- _Objective_:
Starting at the first line of the listing below, retype each line up to and including the one that contains "left-[8px] top-[533px] h-[67px]". Leave pictures out.

==*==

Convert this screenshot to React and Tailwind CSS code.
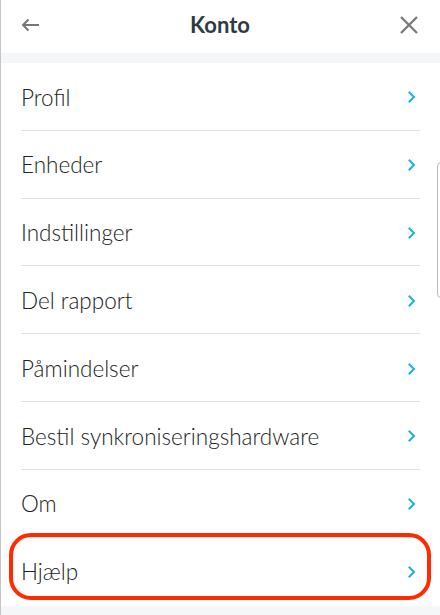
import React from "react";

const items = [
  "Profil",
  "Enheder",
  "Indstillinger",
  "Del rapport",
  "Påmindelser",
  "Bestil synkroniseringshardware",
  "Om",
];

function Chevron() {
  return (
    <svg width="8" height="12" viewBox="0 0 8 12" fill="none" className="shrink-0">
      <path d="M1.5 1.5 L6 6 L1.5 10.5" stroke="#1cb0e6" strokeWidth="2" strokeLinecap="square" />
    </svg>
  );
}

function Row({ label }) {
  return (
    <div className="flex h-[66.8px] items-center justify-between pl-5 pr-6 pt-[2px]">
      <span className="text-[22.5px] font-light text-[#222]">{label}</span>
      <Chevron />
    </div>
  );
}

export default function App() {
  return (
    <div
      className="relative h-[615px] w-[440px] overflow-hidden border-l border-[#c4c4c4] bg-[#f5f6f8]"
      style={{ fontFamily: "Lato, 'Noto Sans', sans-serif" }}
    >
      {/* header */}
      <div className="flex h-[53px] items-center justify-between bg-white pb-[4px] pl-5 pr-[22px]">
        <svg width="19" height="14" viewBox="0 0 19 14" fill="none">
          <path d="M18 7 H2.5 M7.5 1.5 L2 7 L7.5 12.5" stroke="#777" strokeWidth="2" />
        </svg>
        <h1 className="text-[22px] font-bold text-[#2e3a44]">Konto</h1>
        <svg width="18" height="18" viewBox="0 0 18 18" fill="none">
          <path d="M1 1 L17 17 M17 1 L1 17" stroke="#777" strokeWidth="2.2" />
        </svg>
      </div>

      <div className="mt-[10px] bg-white pb-[2px]">
        {items.map((label) => (
          <div key={label}>
            <Row label={label} />
            <div className="mx-5 h-px bg-[#e2e2e2]" />
          </div>
        ))}
        <Row label="Hjælp" />
      </div>

      {/* red highlight around Hjælp */}
      <div className="absolute left-[8px] top-[533px] h-[67px] w-[422px] rounded-[22px] border-4 border-[#ff2a00]" />

      {/* side handle peeking in from the right */}
      <div className="absolute left-[436px] top-[162px] h-[136px] w-[12px] rounded-[4px] border border-[#bbb] bg-white" />
    </div>
  );
}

==*==

- _Written response_:
Convert this screenshot to React and Tailwind CSS code.
import React from "react";

const items = [
  "Profil",
  "Enheder",
  "Indstillinger",
  "Del rapport",
  "Påmindelser",
  "Bestil synkroniseringshardware",
  "Om",
];

function Chevron() {
  return (
    <svg width="8" height="12" viewBox="0 0 8 12" fill="none" className="shrink-0">
      <path d="M1.5 1.5 L6 6 L1.5 10.5" stroke="#1cb0e6" strokeWidth="2" strokeLinecap="square" />
    </svg>
  );
}

function Row({ label }) {
  return (
    <div className="flex h-[66.8px] items-center justify-between pl-5 pr-6 pt-[2px]">
      <span className="text-[22.5px] font-light text-[#222]">{label}</span>
      <Chevron />
    </div>
  );
}

export default function App() {
  return (
    <div
      className="relative h-[615px] w-[440px] overflow-hidden border-l border-[#c4c4c4] bg-[#f5f6f8]"
      style={{ fontFamily: "Lato, 'Noto Sans', sans-serif" }}
    >
      {/* header */}
      <div className="flex h-[53px] items-center justify-between bg-white pb-[4px] pl-5 pr-[22px]">
        <svg width="19" height="14" viewBox="0 0 19 14" fill="none">
          <path d="M18 7 H2.5 M7.5 1.5 L2 7 L7.5 12.5" stroke="#777" strokeWidth="2" />
        </svg>
        <h1 className="text-[22px] font-bold text-[#2e3a44]">Konto</h1>
        <svg width="18" height="18" viewBox="0 0 18 18" fill="none">
          <path d="M1 1 L17 17 M17 1 L1 17" stroke="#777" strokeWidth="2.2" />
        </svg>
      </div>

      <div className="mt-[10px] bg-white pb-[2px]">
        {items.map((label) => (
          <div key={label}>
            <Row label={label} />
            <div className="mx-5 h-px bg-[#e2e2e2]" />
          </div>
        ))}
        <Row label="Hjælp" />
      </div>

      {/* red highlight around Hjælp */}
      <div className="absolute left-[8px] top-[533px] h-[67px] w-[422px] rounded-[22px] border-4 border-[#ff2a00]" />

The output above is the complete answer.